Make Your Own QR Codes In Event Planning


Invitations and Event Planning

Planning an event on any scale can be a daunting task. Besides planning and orchestrating the actual event, you have to invite people to attend. What you need for your party or even can hinge greatly on how many people will be there. And the only way to gage how many people will attend is by the RSVP’s that are sent back. Most people who have planned any sort of party, gathering, or event can tell you that collecting the RSVPs can be maddening.

Social media and networking sites have provided us with means for setting up events pages online. You can see a description of the event, the date and time, pictures related to the event, and sometimes a list of everyone else who is invited and/or attending. There is also the good old fashioned method of sending invitations via snail mail and providing RSVP cards and envelopes so that the attendees can send back their response. And while both of these methods have their merits, they are also flawed.

Social networking sites like Facebook allow a user to set up an events page where they can provide info for the event and send invitations in the form of a Facebook notification. But this method is very limited in the sense that it only allows you to send invites to people that have either friended you on Facebook or have “liked” your page. You can change the settings for the event page so that anyone who finds it can invite themselves and RSVP in the affirmative. But they have to know the page is there to find it. Snail mail invitations are also flawed in the sense that you cannot fully rely on people to mail back their responses quickly or sometimes at all. They also require a postage stamp and are a less than green way of inviting people to your event.

QR Codes can help with this regardless of which method that you prefer. You can imbed a QR Code into a paper invitation that was sent in the mail or an e-invite sent online. When the person receives the QR Code they can simply scan it and you can have them sent to an RSVP form. If you are still partial to Facebook you can still have the person forwarded to the events page that you made there. But by creating your own generic form you don’t have to leave anyone out because they don’t have an account on any one specific social networking site that you are managing your event invites on.

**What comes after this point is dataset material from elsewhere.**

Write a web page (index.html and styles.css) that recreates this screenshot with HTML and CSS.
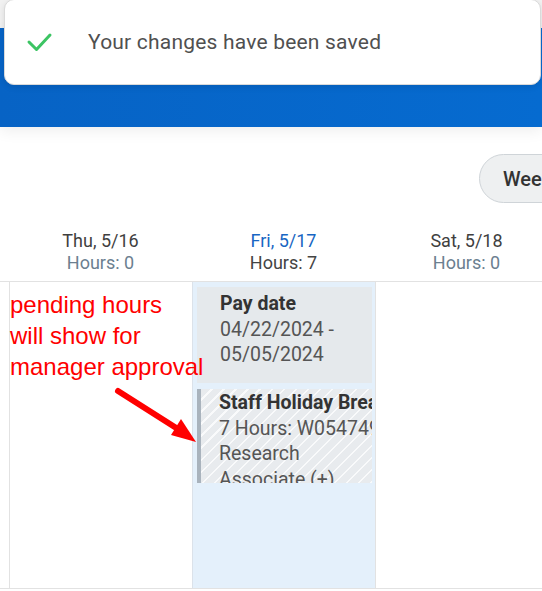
FILE: index.html
```html
<!DOCTYPE html>
<html lang="en">
<head>
    <meta charset="UTF-8">
    <meta name="viewport" content="width=device-width, initial-scale=1.0">
    <title>Time Entry - Week</title>
    <link rel="stylesheet" href="styles.css">
</head>
<body>
    <div class="top-strip"></div>
    <div class="banner"></div>

    <div class="toast">
        <svg class="toast-icon" width="30" height="30" viewBox="0 0 30 30">
            <path d="M5 15 L12.5 22.5 L26 8" fill="none" stroke="#3cc463" stroke-width="3" stroke-linecap="round" stroke-linejoin="round"/>
        </svg>
        <span class="toast-text">Your changes have been saved</span>
    </div>

    <div class="toolbar">
        <button class="view-btn">Week</button>
    </div>

    <div class="day-heads">
        <div class="day-head">
            <div class="day-name">Thu, 5/16</div>
            <div class="day-hours">Hours: 0</div>
        </div>
        <div class="day-head today">
            <div class="day-name">Fri, 5/17</div>
            <div class="day-hours">Hours: 7</div>
        </div>
        <div class="day-head">
            <div class="day-name">Sat, 5/18</div>
            <div class="day-hours">Hours: 0</div>
        </div>
    </div>

    <div class="week-grid">
        <div class="gutter"></div>
        <div class="day-col"></div>
        <div class="day-col today">
            <div class="card pay-card">
                <div class="card-title">Pay date</div>
                <div class="card-line">04/22/2024 -</div>
                <div class="card-line">05/05/2024</div>
            </div>
            <div class="card pending-card">
                <div class="card-title">Staff Holiday Break</div>
                <div class="card-line">7 Hours: W0547491</div>
                <div class="card-line">Research</div>
                <div class="card-line">Associate (+)</div>
            </div>
        </div>
        <div class="day-col"></div>
    </div>

    <!-- annotation drawn over the screenshot -->
    <div class="note">pending hours<br>will show for<br>manager approval</div>
    <svg class="note-arrow" width="542" height="591" viewBox="0 0 542 591">
        <line x1="118" y1="391" x2="181" y2="431" stroke="#ff0000" stroke-width="6" stroke-linecap="round"/>
        <polygon points="196,442 171,435 181,419" fill="#ff0000"/>
    </svg>
</body>
</html>
```

FILE: styles.css
```css
body {
    font-family: Roboto, "Liberation Sans", Arial, sans-serif;
    margin: 0;
    padding: 0;
    width: 542px;
    height: 591px;
    overflow: hidden;
    position: relative;
    background: white;
    color: #333;
}

.top-strip {
    height: 28px;
    background: #f1f1f1;
}

.banner {
    height: 99px;
    background: linear-gradient(to right, #0763c5, #066bd0);
    box-shadow: 0 4px 14px rgba(0, 0, 0, 0.07);
}

.toast {
    position: absolute;
    top: -1px;
    left: 4px;
    width: 535px;
    height: 84px;
    background: white;
    border: 1px solid #dadada;
    border-radius: 10px;
    box-shadow: 0 2px 6px rgba(0, 0, 0, 0.1);
    display: flex;
    align-items: center;
}

.toast-icon {
    margin-left: 19px;
}

.toast-text {
    margin-left: 34px;
    font-size: 21px;
    letter-spacing: 0.2px;
    color: #505050;
}

.toolbar {
    height: 93px;
    padding-left: 479px;
    display: flex;
    align-items: flex-start;
    white-space: nowrap;
}

.view-btn {
    margin-top: 27px;
    height: 49px;
    min-width: 110px;
    padding: 0 0 0 23px;
    text-align: left;
    border: 1px solid #cfd4d8;
    border-radius: 25px;
    background: #eef0f1;
    font-family: Roboto, sans-serif;
    font-size: 20px;
    font-weight: 500;
    color: #333;
}

.day-heads {
    height: 61px;
    padding-left: 9px;
    display: grid;
    grid-template-columns: 183px 183px 183px;
    box-sizing: border-box;
    padding-top: 10px;
}

.day-head {
    text-align: center;
    font-size: 18px;
    line-height: 22px;
    white-space: nowrap;
}

.day-name {
    color: #3f3f3f;
}

.day-hours {
    color: #6b7f90;
}

.day-head.today .day-name {
    color: #1866c3;
}

.day-head.today .day-hours {
    color: #444;
}

.week-grid {
    display: grid;
    grid-template-columns: 9px 183px 183px 183px;
    height: 308px;
    border-top: 1px solid #e2e2e2;
    border-bottom: 1px solid #e2e2e2;
    box-sizing: border-box;
}

.day-col {
    border-left: 1px solid #e2e2e2;
}

.day-col.today {
    background: #e4f0fb;
    border-left-color: #dbe2ea;
    padding: 5px 3px 0 4px;
}

.card {
    font-size: 19.5px;
    line-height: 25.5px;
    color: #555;
    white-space: nowrap;
    overflow: hidden;
}

.card-title {
    font-weight: 700;
    color: #333;
}

.pay-card {
    background: #e5e9ec;
    height: 96px;
    box-sizing: border-box;
    padding: 4px 0 0 23px;
}

.pending-card {
    margin-top: 6px;
    height: 94px;
    box-sizing: border-box;
    padding: 1px 0 0 18px;
    border-left: 4px solid #a9b3bd;
    background: repeating-linear-gradient(135deg, #e8ebee 0px, #e8ebee 7px, #f9fafb 7px, #f9fafb 8.5px);
}

.note {
    position: absolute;
    left: 10px;
    top: 289px;
    font-family: "Liberation Sans", Arial, sans-serif;
    font-size: 24px;
    line-height: 31px;
    color: #ff0000;
    white-space: nowrap;
}

.note-arrow {
    position: absolute;
    left: 0;
    top: 0;
    pointer-events: none;
}
```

When more information is required than a “yes” or “no” as to whether or not someone is attending, QR Codes can also help you get the more detailed information. For events like weddings or showers, the QR Code can also provide the person scanning it with details on gift registries. Likewise, when a choice of meals is being served, your QR Code provided RSVP form could also give the attendee a place to submit their choice of food. This allows you to stay organized and give the people that you are inviting the most convenient way of responding to your invitation.